• [Instructions for the task]: Quote the data below in full, minus the images.

• [Collected data]:
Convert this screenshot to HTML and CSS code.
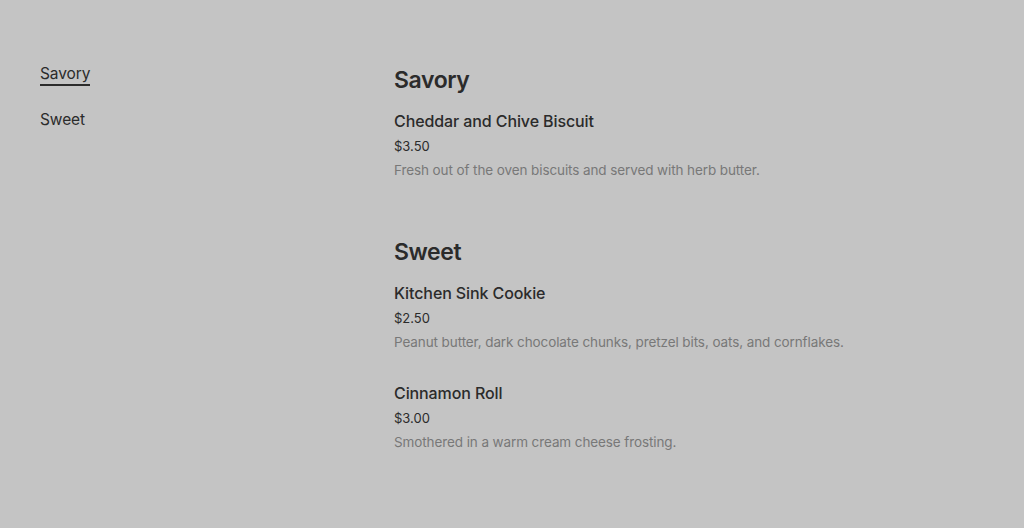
FILE: index.html
```html
<!DOCTYPE html>
<html>
<head>
<meta charset="utf-8">
<link rel="stylesheet" href="styles.css">
</head>
<body>
<div class="page">
  <nav class="nav">
    <a class="nav-link active" href="#savory">Savory</a>
    <a class="nav-link" href="#sweet">Sweet</a>
  </nav>
  <main class="menu">
    <section class="section" id="savory">
      <h2 class="section-title">Savory</h2>
      <div class="item">
        <h3 class="item-name">Cheddar and Chive Biscuit</h3>
        <div class="item-price">$3.50</div>
        <p class="item-desc">Fresh out of the oven biscuits and served with herb butter.</p>
      </div>
    </section>
    <section class="section" id="sweet">
      <h2 class="section-title">Sweet</h2>
      <div class="item">
        <h3 class="item-name">Kitchen Sink Cookie</h3>
        <div class="item-price">$2.50</div>
        <p class="item-desc">Peanut butter, dark chocolate chunks, pretzel bits, oats, and cornflakes.</p>
      </div>
      <div class="item">
        <h3 class="item-name">Cinnamon Roll</h3>
        <div class="item-price">$3.00</div>
        <p class="item-desc">Smothered in a warm cream cheese frosting.</p>
      </div>
    </section>
  </main>
</div>
</body>
</html>
```

FILE: styles.css
```css
* { box-sizing: border-box; }
html, body { margin: 0; padding: 0; }
body {
  background: #c4c4c4;
  color: #2b2b2b;
  font-family: "Inter", "Roboto", sans-serif;
}
.page {
  display: grid;
  grid-template-columns: 354px 1fr;
  padding: 64px 40px 40px;
}
.nav {
  display: flex;
  flex-direction: column;
  align-items: flex-start;
  gap: 24px;
}
.nav-link {
  color: #2b2b2b;
  text-decoration: none;
  font-size: 15.5px;
  line-height: 20px;
  letter-spacing: -0.1px;
  padding-bottom: 0;
  border-bottom: 2px solid transparent;
}
.nav-link.active { border-bottom-color: #2b2b2b; }
.menu {
  display: flex;
  flex-direction: column;
  gap: 54px;
}
.section {
  display: flex;
  flex-direction: column;
}
.section-title {
  margin: 0 0 13px;
  font-size: 23px;
  line-height: 32px;
  font-weight: 600;
  letter-spacing: -0.4px;
}
.item { display: flex; flex-direction: column; margin-bottom: 27px; }
.item:last-child { margin-bottom: 0; }
.item-name {
  margin: 0;
  font-size: 16px;
  line-height: 24px;
  font-weight: 500;
  letter-spacing: -0.1px;
}
.item-price {
  margin-top: 1px;
  font-size: 13px;
  line-height: 24px;
}
.item-desc {
  margin: 0;
  font-size: 13.5px;
  line-height: 24px;
  letter-spacing: -0.1px;
  color: #787878;
}
```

• [Answer]:
Convert this screenshot to HTML and CSS code.
FILE: index.html
```html
<!DOCTYPE html>
<html>
<head>
<meta charset="utf-8">
<link rel="stylesheet" href="styles.css">
</head>
<body>
<div class="page">
  <nav class="nav">
    <a class="nav-link active" href="#savory">Savory</a>
    <a class="nav-link" href="#sweet">Sweet</a>
  </nav>
  <main class="menu">
    <section class="section" id="savory">
      <h2 class="section-title">Savory</h2>
      <div class="item">
        <h3 class="item-name">Cheddar and Chive Biscuit</h3>
        <div class="item-price">$3.50</div>
        <p class="item-desc">Fresh out of the oven biscuits and served with herb butter.</p>
      </div>
    </section>
    <section class="section" id="sweet">
      <h2 class="section-title">Sweet</h2>
      <div class="item">
        <h3 class="item-name">Kitchen Sink Cookie</h3>
        <div class="item-price">$2.50</div>
        <p class="item-desc">Peanut butter, dark chocolate chunks, pretzel bits, oats, and cornflakes.</p>
      </div>
      <div class="item">
        <h3 class="item-name">Cinnamon Roll</h3>
        <div class="item-price">$3.00</div>
        <p class="item-desc">Smothered in a warm cream cheese frosting.</p>
      </div>
    </section>
  </main>
</div>
</body>
</html>
```

FILE: styles.css
```css
* { box-sizing: border-box; }
html, body { margin: 0; padding: 0; }
body {
  background: #c4c4c4;
  color: #2b2b2b;
  font-family: "Inter", "Roboto", sans-serif;
}
.page {
  display: grid;
  grid-template-columns: 354px 1fr;
  padding: 64px 40px 40px;
}
.nav {
  display: flex;
  flex-direction: column;
  align-items: flex-start;
  gap: 24px;
}
.nav-link {
  color: #2b2b2b;
  text-decoration: none;
  font-size: 15.5px;
  line-height: 20px;
  letter-spacing: -0.1px;
  padding-bottom: 0;
  border-bottom: 2px solid transparent;
}
.nav-link.active { border-bottom-color: #2b2b2b; }
.menu {
  display: flex;
  flex-direction: column;
  gap: 54px;
}
.section {
  display: flex;
  flex-direction: column;
}
.section-title {
  margin: 0 0 13px;
  font-size: 23px;
  line-height: 32px;
  font-weight: 600;
  letter-spacing: -0.4px;
}
.item { display: flex; flex-direction: column; margin-bottom: 27px; }
.item:last-child { margin-bottom: 0; }
.item-name {
  margin: 0;
  font-size: 16px;
  line-height: 24px;
  font-weight: 500;
  letter-spacing: -0.1px;
}
.item-price {
  margin-top: 1px;
  font-size: 13px;
  line-height: 24px;
}
.item-desc {
  margin: 0;
  font-size: 13.5px;
  line-height: 24px;
  letter-spacing: -0.1px;
  color: #787878;
}
```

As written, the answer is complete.